Cher Antoine de Caunes, comme disait ma bonne grand mère, « Il ne faut pas mettre du sucre sur le miel » ; c’est ce que vous avez fait et j’en ai la preuve, même si je suis sans doute un des seuls spectateurs à l’avoir noté et pire encore à le prouver.
Vous avez en effet demandé à la jeune Libyenne le sens du mot « matabiche » qu’elle a donné sans la moindre hésitation. Cher Antoine, vous avez par là doublement signé votre crime. Il est bien évidemment impossible que cette minette ait connu ce mot qui est ignoré de tous et figure à peine dans mon cher TLFI où ne l’ont amené d’ailleurs que les citations de Gide. Mais surtout ce terme, ancien et oublié, est un terme de l’Afrique Centrale (Congo), à des milliers de kilomètres de la Libye, ce qui démontre à la fois la stupidité de la question et l'évidence du trucage de cette interrogation. La chose a toutefois permis à Monsieur le ministre de faire assaut de modestie avec le public (les trois minettes allogènes non comprises, car elles, elles étaient bien sûr, dans le coup !) en confessant une ignorance qui n'a rien de scandaleux.

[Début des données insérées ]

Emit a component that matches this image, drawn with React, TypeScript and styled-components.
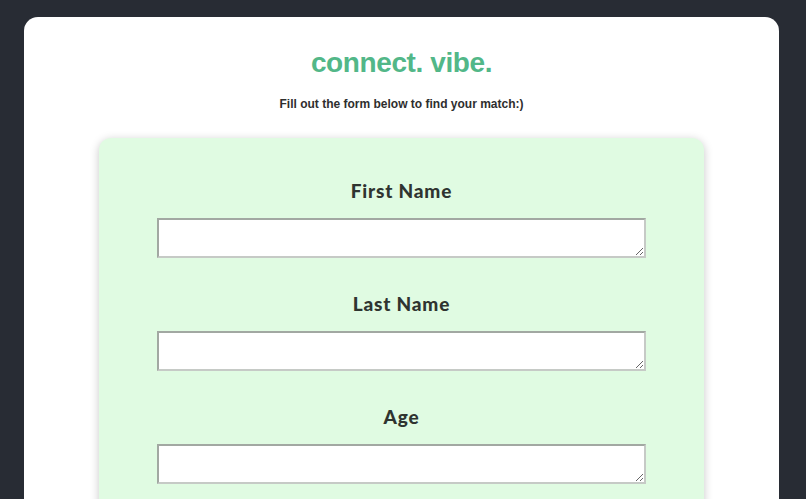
import React from 'react'
import styled, { createGlobalStyle } from 'styled-components'

const GlobalStyle = createGlobalStyle`
  html, body {
    margin: 0;
    padding: 0;
    background: #282c34;
  }
  body {
    font-family: 'Liberation Sans', Arial, sans-serif;
  }
`

const Page = styled.div`
  min-height: 499px;
  padding: 17px 27px 0 24px;
  box-sizing: border-box;
`

const Card = styled.div`
  background: #ffffff;
  border-radius: 14px 14px 0 0;
  padding: 30px 75px 40px;
  min-height: 482px;
  box-sizing: border-box;
  display: flex;
  flex-direction: column;
  align-items: center;
`

const Title = styled.h1`
  margin: 0;
  font-family: 'Liberation Sans', Arial, sans-serif;
  font-size: 28px;
  line-height: 32px;
  font-weight: 700;
  letter-spacing: -0.4px;
  color: #52b788;
`

const Subtitle = styled.p`
  margin: 18px 0 27px;
  font-size: 12px;
  line-height: 14px;
  font-weight: 700;
  color: #2e2e2e;
`

const FormBox = styled.form`
  align-self: stretch;
  background: #e0fbe2;
  border-radius: 12px;
  box-shadow: 0 2px 10px rgba(0, 0, 0, 0.22);
  padding: 40px 58px 30px;
  display: flex;
  flex-direction: column;
  gap: 33px;
`

const Field = styled.div`
  display: flex;
  flex-direction: column;
  align-items: center;
  gap: 14px;
`

const Label = styled.label`
  font-family: Lato, 'Noto Sans', sans-serif;
  font-size: 19px;
  line-height: 26px;
  font-weight: 900;
  letter-spacing: 0.8px;
  color: #2f3430;
`

const Input = styled.textarea`
  width: 100%;
  height: 40px;
  box-sizing: border-box;
  border: 2px solid #c6cac6;
  border-top-color: #a2a8a2;
  border-left-color: #a2a8a2;
  background: #ffffff;
  font-family: 'Liberation Sans', Arial, sans-serif;
  font-size: 13px;
  padding: 2px;
  margin: 0;
  outline: none;
`

const fields = ['First Name', 'Last Name', 'Age']

export default function App() {
  return (
    <>
      <GlobalStyle />
      <Page>
        <Card>
          <Title>connect. vibe.</Title>
          <Subtitle>Fill out the form below to find your match:)</Subtitle>
          <FormBox>
            {fields.map((f) => (
              <Field key={f}>
                <Label>{f}</Label>
                <Input />
              </Field>
            ))}
          </FormBox>
        </Card>
      </Page>
    </>
  )
}
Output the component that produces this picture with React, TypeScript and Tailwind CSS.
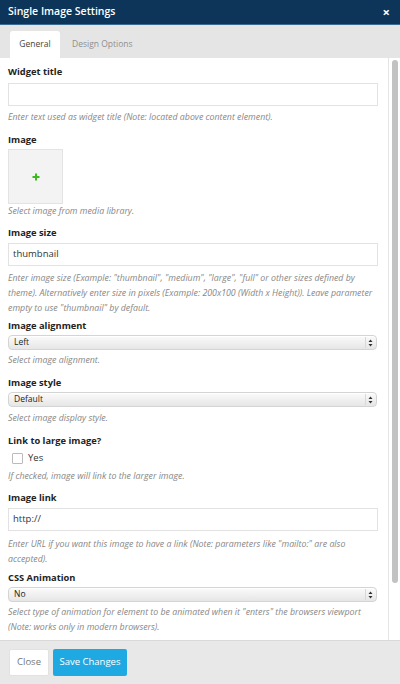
import { useState } from 'react';

function Label({ children }: { children: React.ReactNode }) {
  return <div className="text-[9.3px] font-bold text-[#222] leading-[14px]">{children}</div>;
}

function Help({ children }: { children: React.ReactNode }) {
  return <div className="text-[8.8px] italic text-[#878787] leading-[15px]">{children}</div>;
}

function TextInput({ value }: { value: string }) {
  return (
    <div className="h-[23px] border border-[#e2e2e2] bg-white px-[4px] flex items-center text-[9.5px] text-[#333]">
      {value}
    </div>
  );
}

function SelectBox({ value }: { value: string }) {
  return (
    <div className="h-[15px] rounded-[4px] border border-[#d4d4d4] bg-gradient-to-b from-[#fbfbfb] to-[#e6e6e6] flex items-center justify-between pl-[5px] pr-[3px] text-[8.5px] text-[#222] shadow-[inset_0_1px_0_#fff]">
      <span>{value}</span>
      <span className="flex h-[11px] w-[8px] items-center justify-center border-l border-[#d8d8d8] pl-[2px]">
        <svg width="5" height="8" viewBox="0 0 5 8">
          <path d="M2.5 0.5L4.5 3H0.5z M2.5 7.5L4.5 5H0.5z" fill="#333" />
        </svg>
      </span>
    </div>
  );
}

export default function App() {
  const [checked, setChecked] = useState(false);
  return (
    <div className="w-[400px] h-[684px] flex flex-col bg-white overflow-hidden" style={{ fontFamily: '"Open Sans", "Liberation Sans", sans-serif' }}>
      <div className="h-[25px] shrink-0 bg-[#0d3459] border-b border-[#3a6b94] flex items-center justify-between pl-[8px] pr-[10px]">
        <span className="text-[10.5px] font-semibold text-white">Single Image Settings</span>
        <span className="text-[13px] font-bold text-white leading-none">×</span>
      </div>

      <div className="h-[33px] shrink-0 bg-[#e5e5e5] flex items-end pl-[10px]">
        <div className="h-[27px] w-[50px] bg-white rounded-t-[3px] flex items-center justify-center text-[8.5px] text-[#444]">General</div>
        <div className="h-[27px] px-[12px] flex items-center text-[8.5px] text-[#8f8f8f]">Design Options</div>
      </div>

      <div className="flex-1 flex min-h-0">
        <div className="flex-1 pl-[8px] pr-[10px] pt-[7px]">
          <Label>Widget title</Label>
          <div className="mt-[4px]"><TextInput value="" /></div>
          <div className="mt-[4px]"><Help>Enter text used as widget title (Note: located above content element).</Help></div>

          <div className="mt-[8px]"><Label>Image</Label></div>
          <div className="mt-[2px] h-[55px] w-[55px] border border-[#e3e3e3] bg-[#f3f3f3] flex items-center justify-center">
            <svg width="8" height="8" viewBox="0 0 8 8">
              <path d="M3 0.5h2v2.5h2.5v2h-2.5v2.5h-2v-2.5h-2.5v-2h2.5z" fill="#3dbb1e" />
            </svg>
          </div>
          <Help>Select image from media library.</Help>

          <div className="mt-[7px]"><Label>Image size</Label></div>
          <div className="mt-[3px]"><TextInput value="thumbnail" /></div>
          <div className="mt-[5px]"><Help>Enter image size (Example: "thumbnail", "medium", "large", "full" or other sizes defined by theme). Alternatively enter size in pixels (Example: 200x100 (Width x Height)). Leave parameter empty to use "thumbnail" by default.</Help></div>

          <div className="mt-[3px]"><Label>Image alignment</Label></div>
          <div className="mt-[2px] pr-[1px]"><SelectBox value="Left" /></div>
          <div className="mt-[3px]"><Help>Select image alignment.</Help></div>

          <div className="mt-[8px]"><Label>Image style</Label></div>
          <div className="mt-[2px] pr-[1px]"><SelectBox value="Default" /></div>
          <div className="mt-[4px]"><Help>Select image display style.</Help></div>

          <div className="mt-[8px]"><Label>Link to large image?</Label></div>
          <label className="mt-[5px] ml-[4px] h-[11px] flex items-center gap-[5px] text-[9.5px] text-[#333]">
            <input type="checkbox" checked={checked} onChange={(e) => setChecked(e.target.checked)} className="appearance-none h-[11px] w-[11px] border border-[#bbb] rounded-[1px] bg-white" />
            Yes
          </label>
          <div className="mt-[5px]"><Help>If checked, image will link to the larger image.</Help></div>

          <div className="mt-[7px]"><Label>Image link</Label></div>
          <div className="mt-[3px]"><TextInput value="http://" /></div>
          <div className="mt-[6px]"><Help>Enter URL if you want this image to have a link (Note: parameters like "mailto:" are also accepted).</Help></div>

          <div className="mt-[4px]"><Label>CSS Animation</Label></div>
          <div className="mt-[2px] pr-[1px]"><SelectBox value="No" /></div>
          <div className="mt-[3px]"><Help>Select type of animation for element to be animated when it "enters" the browsers viewport (Note: works only in modern browsers).</Help></div>
        </div>
        <div className="w-[12px] shrink-0 border-l border-[#e4e4e4] bg-white pt-[2px] pl-[3px]">
          <div className="h-[523px] w-[6px] rounded-full bg-[#c2c2c2]" />
        </div>
      </div>

      <div className="h-[44px] shrink-0 bg-[#e8e8e8] border-t border-[#d9d9d9] flex items-center gap-[4px] pl-[9px]">
        <button className="h-[27px] w-[40px] bg-white border border-[#e2e2e2] rounded-[2px] text-[9.5px] text-[#777]">Close</button>
        <button className="h-[27px] w-[74px] bg-[#1fa9e3] rounded-[2px] text-[9.5px] text-white">Save Changes</button>
      </div>
    </div>
  );
}
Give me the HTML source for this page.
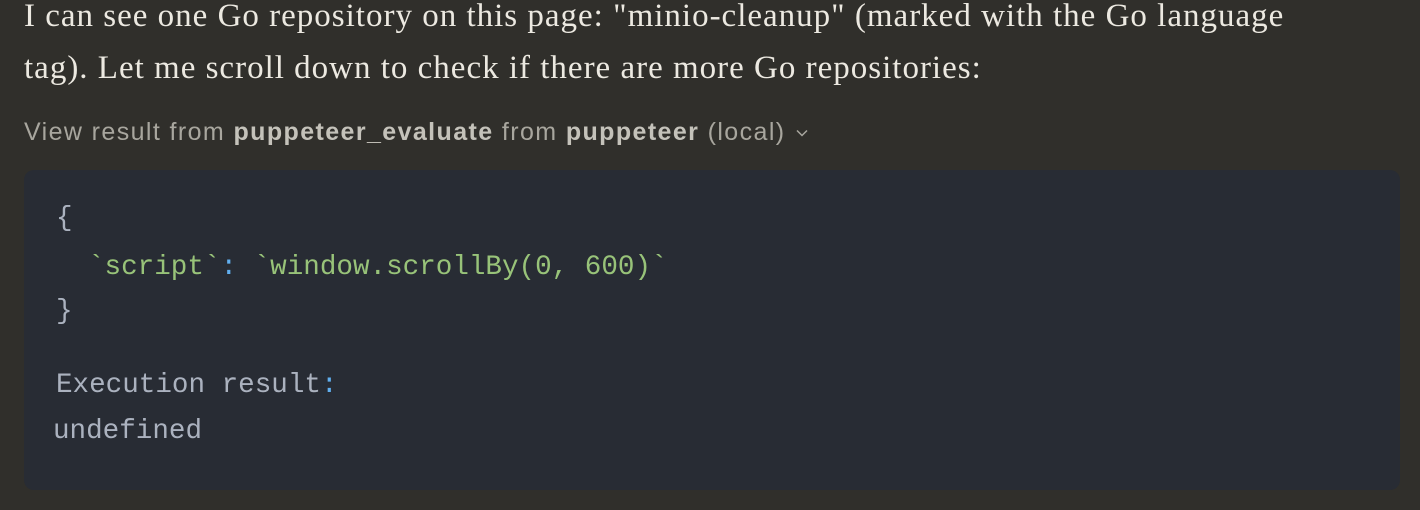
<!DOCTYPE html>
<html><head><style>
body{margin:0;width:1420px;height:510px;background:#302f2b;overflow:hidden;position:relative}
.p{position:absolute;left:24px;font-family:"Liberation Serif",serif;font-size:33px;letter-spacing:1px;color:#ece9e1;white-space:nowrap}
.lab{position:absolute;left:24px;top:118px;font-family:"Liberation Sans",sans-serif;font-size:25px;letter-spacing:1.4px;color:#a8a69e;white-space:nowrap}
.lab b{color:#c4c2ba}
.code{position:absolute;left:24px;top:170px;width:1376px;height:320px;background:#282c34;border-radius:10px}
.m{position:absolute;font-family:"Liberation Mono",monospace;font-size:27.6px;color:#abb2bf;white-space:pre}
.g{color:#98c379}.c{color:#61afef}
</style></head><body>
<div class="p" style="top:-2px">I can see one Go repository on this page: "minio-cleanup" (marked with the Go language</div>
<div class="p" style="top:50px">tag). Let me scroll down to check if there are more Go repositories:</div>
<div class="lab">View result from <b>puppeteer_evaluate</b> from <b>puppeteer</b> (local) <svg width="16" height="16" viewBox="0 0 16 16" style="vertical-align:middle"><path d="M3 5.5l5 5 5-5" fill="none" stroke="#a8a69e" stroke-width="1.5"/></svg></div>
<div class="code">
<div class="m" style="left:32px;top:33px">{</div>
<div class="m" style="left:64px;top:82px"><span class="g">`script`</span><span class="c">:</span> <span class="g">`window.scrollBy(0, 600)`</span></div>
<div class="m" style="left:32px;top:126px">}</div>
<div class="m" style="left:32px;top:200px">Execution result<span class="c">:</span></div>
<div class="m" style="left:29px;top:246px">undefined</div>
</div>
</body></html>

Cher Antoine de Caunes , vous ne devriez pas nous prendre ainsi pour des imbéciles ! Comme preuve de ce que j’avance, voici l’article sur « matabiche » dans le TLFI que vous me copierez dix fois pour lundi !
« Matabiche : subst. masculin. Région. (Afrique noire). Pourboire, pot de vin. Synon. bac(c)hich, bak(s)chich.Le vieux (...) ne s'attendait évidemment à rien recevoir, car, lorsque je lui glisse un matabiche dans la main, son visage (...) se détend (Gide, Voy. Congo, 1927, p.832). J'écris à Coppet également à ce sujet, afin que ces pauvres gens ne soient point frustrés; de plus, quelques matabiches récompenseront les bons vouloirs (Gide, Retour Tchad, 1928, p.920).Prononc.: [matabiʃ]. Étymol. et Hist. 1927 (Gide, Voy. Congo, p.744). Mot du Congo Belge et d'Afrique Équatoriale Française, empr., par l'intermédiaire du bantou [d'Angola] matabicho «pourboire», au port. matabicho «gorgée de boisson alcoolique», lui-même issu de l'expr. matar o bicho «tuer le ver, en buvant à jeun un verre de vin ou d'alcool» littéralement «tuer (matar, v. matador) la bête (bicho, v. bête et biche)»; v. Boletim de filologia, t. 18, 1959, pp.301-307. Fréq. abs. littér.: 15. ».